Abstract

Federated learning enables multiple devices to collaboratively train a high-performance model on the central server while keeping their data on the devices themselves. However, due to the significant variability in data distribution across devices, the aggregated global model’s optimization direction may differ from that of the local models, making the clients lose their personality. To address this challenge, we propose a Bidirectional Decoupled Distillation For Heterogeneous Federated Learning (BDD-HFL) approach, which incorporates an additional private model within each local client. This design enables mutual knowledge exchange between the private and local models in a bidirectional manner. Specifically, previous one-way federated distillation methods mainly focused on learning features from the target class, which limits their ability to distill features from non-target classes and hinders the convergence of local models.
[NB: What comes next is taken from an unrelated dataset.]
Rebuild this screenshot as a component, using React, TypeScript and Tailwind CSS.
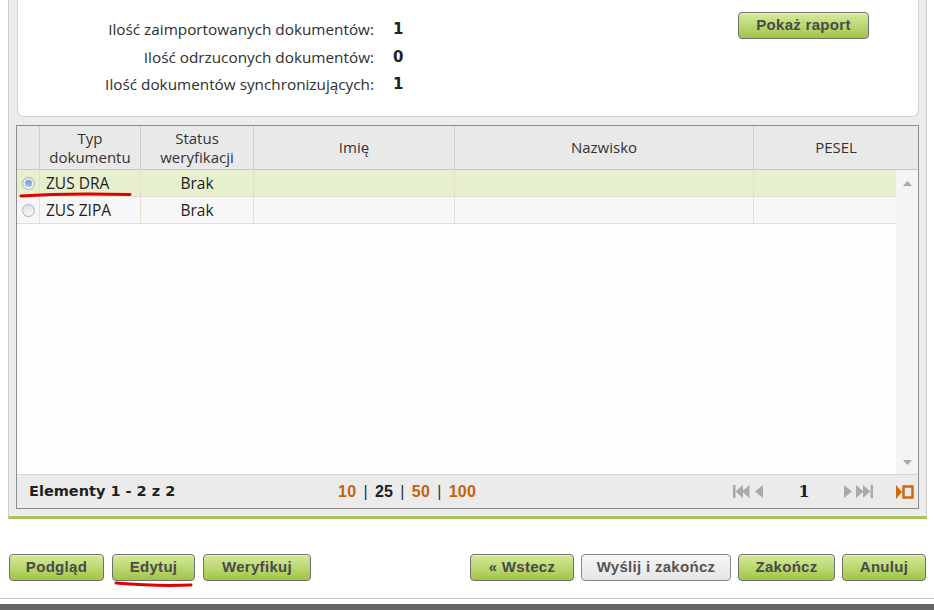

To solve this limitation, we decompose the network output into target and non-target class logits and distill them separately using a joint optimization of cross-entropy and decoupled relative-entropy loss. We evaluate the effectiveness of BDD-HFL through extensive experiments on three benchmarks under IID, Non-IID, and unbalanced data distribution scenarios. Our results show that BDD-HFL outperforms state-of-the-art federated distillation methods across five baselines, achieving at most 3% improvement in average classification accuracy on the CIFAR-10, CIFAR-100, and MNIST datasets. The experiments demonstrate the superiority and generalization capability of BDD-HFL in addressing personalization challenges in federated learning.